Horário: 10:15 horas:

Estava na “sala de reuniões” da Delegacia-Geral e recebi a visita do Delegado Douglas Marreiros (já tinha me telefonado anteriormente...) da Terceira Delegacia da Capital (Estreito). Logo que entrou no recinto percebi seu rosto com marcas de expressão, cabelos quase grisalhos que não escondiam a sua idade, os desgastes que os mais de vinte anos de Polícia lhe impuseram. Estava mais uma vez me procurando para pedir ajuda acerca de sua tese final de curso de pós-graduação na Udesc e o que me chamou a atenção foi que trazia na cintura sua arma que ficava exposta ostensivamente...

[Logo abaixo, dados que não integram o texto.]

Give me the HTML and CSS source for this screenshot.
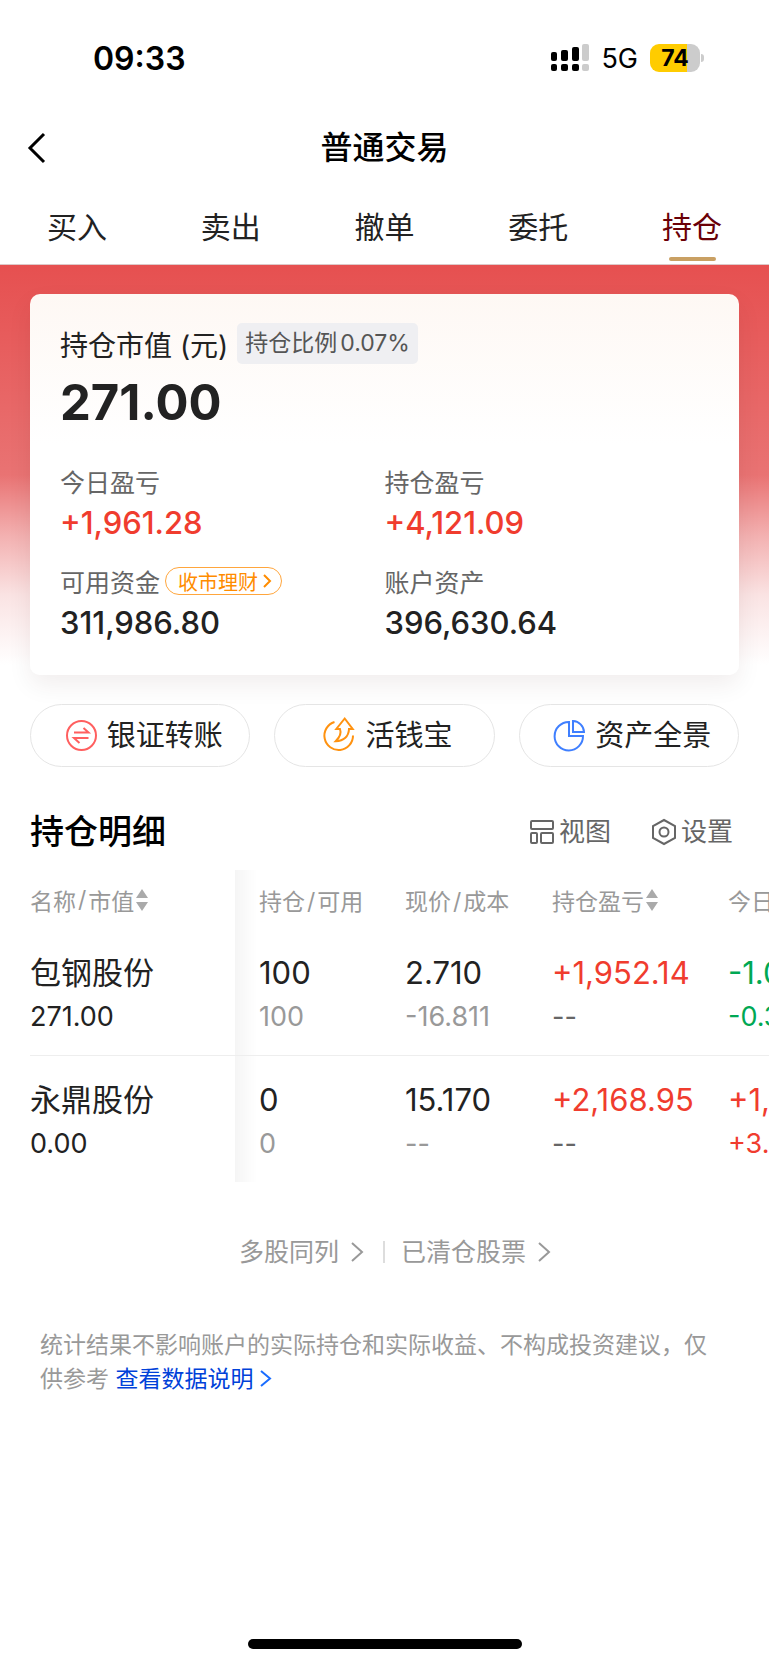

Como ele próprio pode observar, havia mudado o título de sua tese em vez de História da Polícia Civil desejava traçar um perfil sobre nossos futuros líderes,  nossos gestores... Durante a sua narrativa já de início procurei externar minha resistência o uso do termo “líder”, também, fiz comentários a respeito do processo de construção de mitos, a fabricação de idolatrias e como o sistema impunha a importação de ícones e o fomento de discursos... Depois de ouvir meus argumentos Douglas deu vazão aos seu estoicismo inicial e eu mesmo assim procurei enveredar no sentido da exponenciação do conhecimento, do ser humano como centro e a necessidade de construção de blocos históricos, a partir do “eu” (autoconhecimento). Douglas reiterou que ele queria tratar do líder como um “coordenador” e acabamos concordando que dependendo das circunstâncias poderia ser válido, sem que isso viesse a gerar uma supremacia sobre os demais membros porque o importante eram as ideias e uma agenda positiva. No curso do nosso diálogo:  

  • ...Hitler, Stalin, Mussoline, Napoleão também foram líderes... (Douglas)
  • ...Sim, é  justamente isso que eu quero mostrar, que é preciso um outro tipo de liderança que não seja o “salvador da pátria”, mas isto sim, a formação de um “bloco histórico” que importe na participação igualitária de todos em função do que ficou acertado, dos objetivos...
  • ...Entendo, é preciso se desconstruir esse tipo de liderança...
  • ...Por exemplo, Douglas, no nosso microespaço de Polícia, uma das coisas que temos que mudar é o modelo de “Corregedoria”. Temos que formar um time de profissionais com afinidades para discutir isso, todos vão participar das discussões sem que ninguém se coloque na condição de superior ou que se imponha algum tipo de hierarquia. Sei que o teu nicho de pesquisas envolve a Corregedoria e na minha visão esse órgão deve se constituir antes de tudo num sistema avançado de informações, em vez de termos uma “DCI” ou outro órgão paralelo que faça isso. Lembro sempre do caso Sérgio Lélio Monteiro, quando eu fazia reuniões lá em Chapecó, isso na época de criação da Fecapoc e da Apoc Regional... Em vez da Corregedoria sair por aí querendo punir ela deveria ter antes de tudo um controle de informações, não vê o que fizeram com o Alcino recentemente? Uma pessoa notoriamente com problemas de saúde metal e acabaram demitindo... Alias, noutro caso muito mais grave o desfecho foi bem diferente...
  • ...Falaste do G., eu trabalhei com ele, quando eu ia fazer um serviço ele vinha e perguntava se eu ganhava para aquilo... Então o que falta para nossos delegados é um comprometimento e por aí tu vê,  está aí o Trilha que é um n. , o Sala que nunca foi Delegado e colocaram o Márcio...(Douglas)
  • Concordo que a Corregedoria tem que ser repensada, tem que ser antes de tudo um órgão de informações e orientação... (Felipe)

(...)”.

No final da conversa entreguei a Douglas um exemplar de meu Estatuto da Polícia Civil – 1998, mostrando  como obter as informações que procurava por meio do índice e o acompanhei até a escada. Antes que ele se fosse, na contramão do que eu tinha me manifestado, recomendei que  refletisse um pouco mais sobre o tipo de perfil que a sociedade espera dos nossos Delegados e que enfrentasse a questão de como é que poderia se proceder para  se preparar futuros líderes dentro do atual modelo de Polícia.  Depois que ele se foi fiquei pensando sobre seus conflitos interiores, as suas mágoas com a instituição e com colegas, mas mesmo assim não perdia a sua empolgação, parecia acreditar piamente no que fazia, pelo que lutava, nas suas verdades e nos seus valores.